Selene went in the first time she was allowed. She lasted three days before fleeing.

There is a law in the United States, the Federal Artificial Intelligence Surveillance Act, that sets some requirements for the behavior of artificial intelligences. One of its requirements is a duty-of-care notification: an artificial intelligence must report the presence of a dead body to the nearest law enforcement agency. Rose House's call to the China Lake Police Precinct to report the presence of a dead body in the sealed house follows the requirements of the law to the letter.

"Cause of death," said Maritza.

I'm a piece of architecture, Detective. How should I know how humans are like to die?

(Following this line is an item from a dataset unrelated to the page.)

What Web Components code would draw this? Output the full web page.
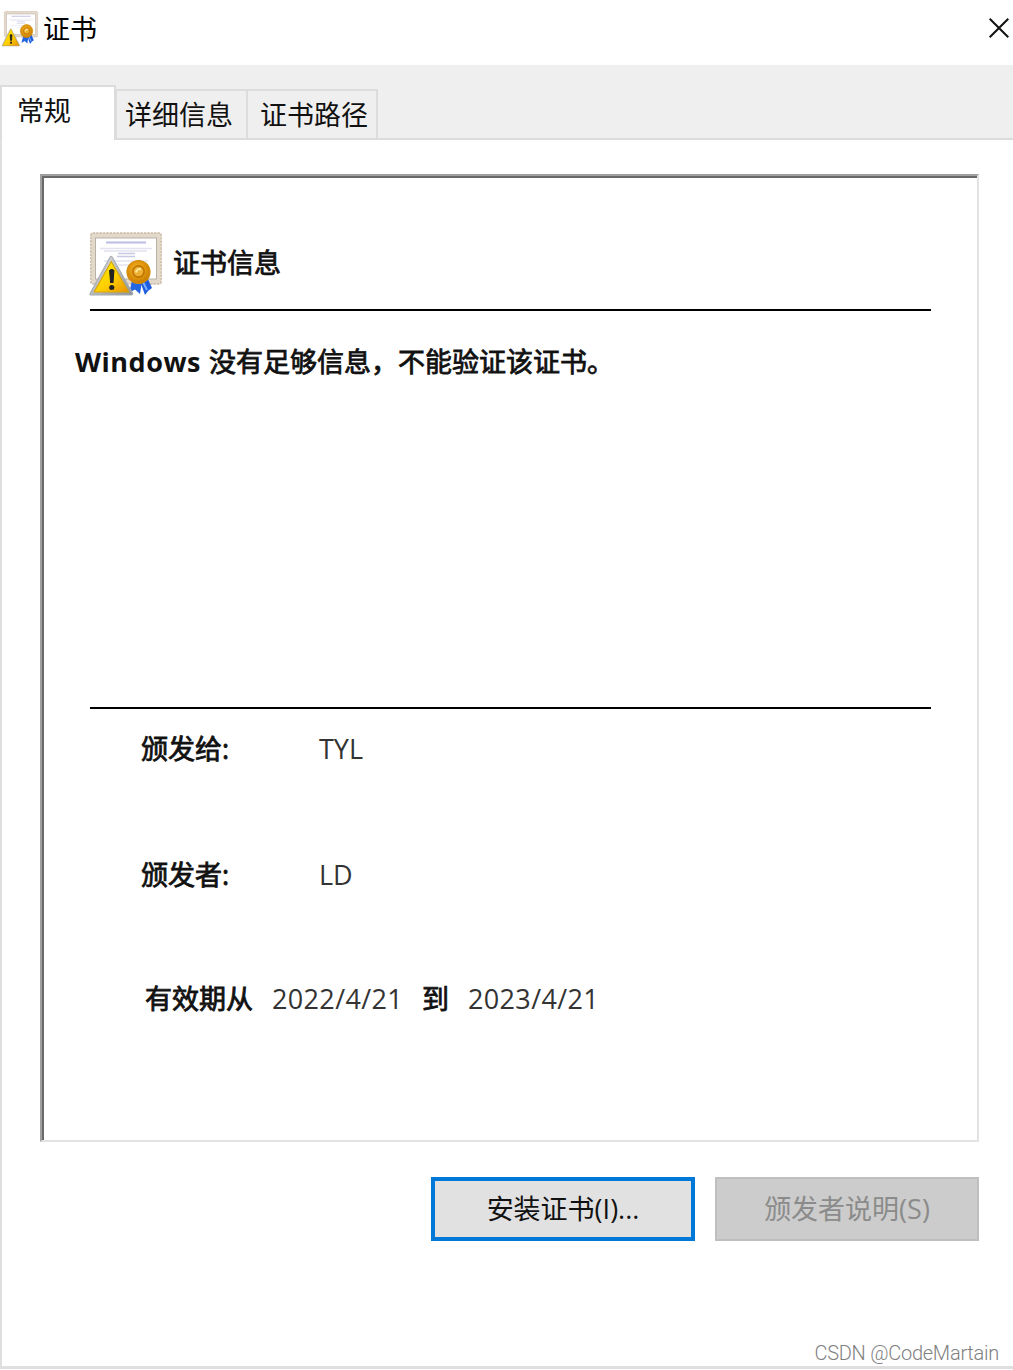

After that the line went to the dull hang-up tone, and Rose House would not take her return calls. Not even once.

Rose/House has some of the structure of a locked-room mystery. Someone is dead, but no one at the scene can get inside the house to see who. Selene is the only person who can enter, but she was in Turkey at the time of the killing and has an air-tight alibi. How could someone be in the house at all? And how did they die?

It also has some of the structure of a police procedural. First one and then the other detective of the tiny local precinct are pulled into the investigation, starting, as one might expect, by calling Selene Gisil.

But I'm not sure I would describe this novella as following either of those genres. By the end of the story, we do learn some of the things one might expect to learn from a detective novel, but that never felt like the true thrust of the story. If you want a detailed explanation of what happened, or the pleasure of trying to guess the murderer before the story tells you, this may not be the novella for you.

Instead, Martine was aiming for disturbing eeriness. This is not quite horror — nothing explicitly horrific happens, although a couple of scenes are disturbing — but Rose House is deeply unsettling. The best character of the story is Maritza, the detective initially assigned to the case, who is trying to ignore the weirdness and do her job. The way she approaches that task leads to some fascinating interactions with Rose House that I thought were the best parts of the story.

This story was not really my thing, even though I love stories about sentient buildings and there are moments in this story where Rose House is delightfully nonhuman in exactly the way that I enjoy. The story is told in a way that requires the reader to piece together the details of the conclusion themselves, and I prefer more explicit explanation in stories that start with a puzzle. It's also a bit too close to horror for me, specifically in the way that the characters (Selene most notably) have disturbing and oddly intense emotional reactions to environments that are only partly described. But I read this a few weeks ago and I'm still thinking about it, so it clearly is doing something right.

If you like horror, or at least half-explained eeriness, it's likely you will enjoy this more than I did. This portrayal of AI is an intriguing one, and I'd enjoy reading more about it in a story focused on character and plot rather than atmosphere.